Pats fans moan about the Giants’ victory, citing the lucky grab towards the end of the game, insisting still that Eli is not that good of a quarterback. He played well enough for them to win, and the Giants’ defense had the gameplan they needed to win. Pretty simple really: if Brady is getting knocked down, he can’t throw to Moss or Welker or anybody else.

So now that the wounds from the Patriots’ loss to the Giants on that cold dark evening have long since scarred over, I can look back and say that the team is better off having lost that game. No parade, no rolling rally, no dancing in the streets. I love Boston, I love Boston fans, but let’s face it, some are just as annoying as that Jersey kid with a Yankees cap on, talking shit on Lansdowne Street. It wasn’t enough in 2007 for New England to worship the team, we needed the whole league, the national press, the whole damn world to be glowing from this win. We became the very type of fans that we despise with such ardor - we became entitled.
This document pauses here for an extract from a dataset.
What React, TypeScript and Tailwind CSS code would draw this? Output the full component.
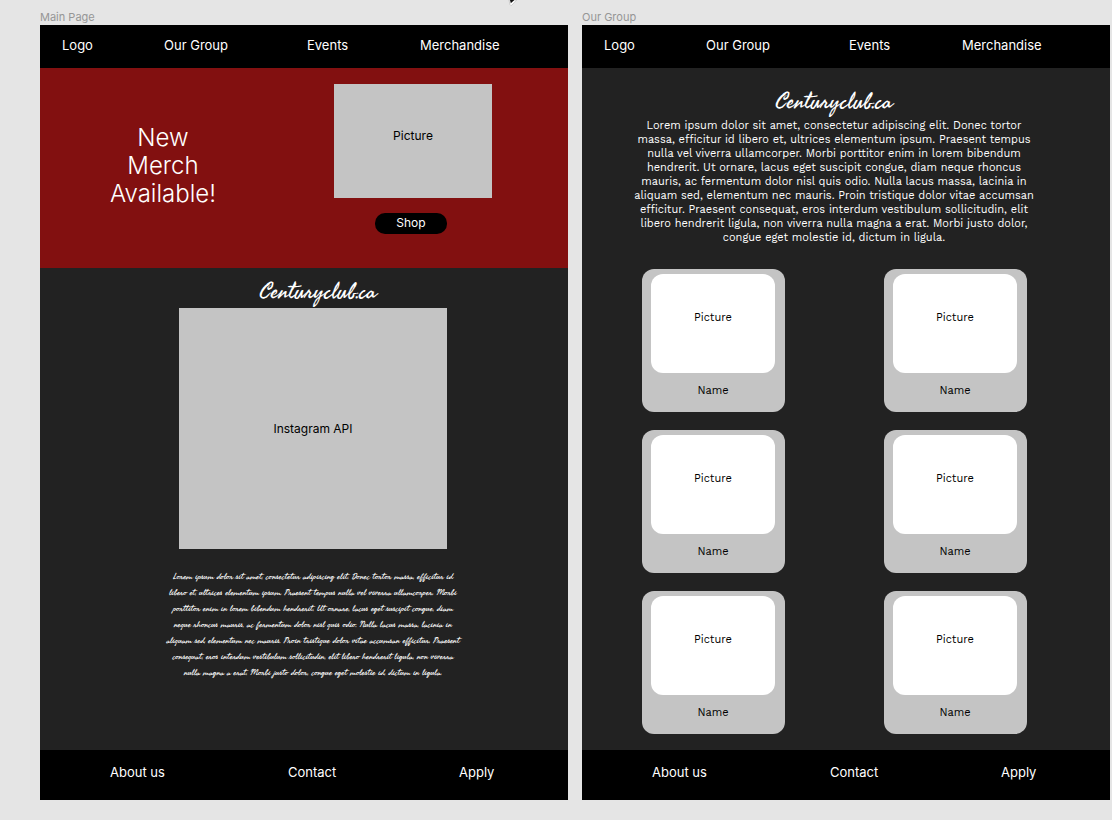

Thank you, David Tyree. Thanks Osi. Thanks Eli. The winter was cold, but the Celtics won and the summer was gorgeous.

1 comment:

Nick L. said...

Excellent work sir. As a Giants fan that worked right in the middle of Boston last year, I can't tell you how irritating it was to hear Pats fans telling me before week 17 and before the Super Bowl "You have no shot. This team can't be beaten. Congrats on making it to the Super Bowl, but that's it. The Patriots just need to show up, and that will be it." Well, the Patriots did just "show up" and the Giants came ready to unload everything they had, as you said.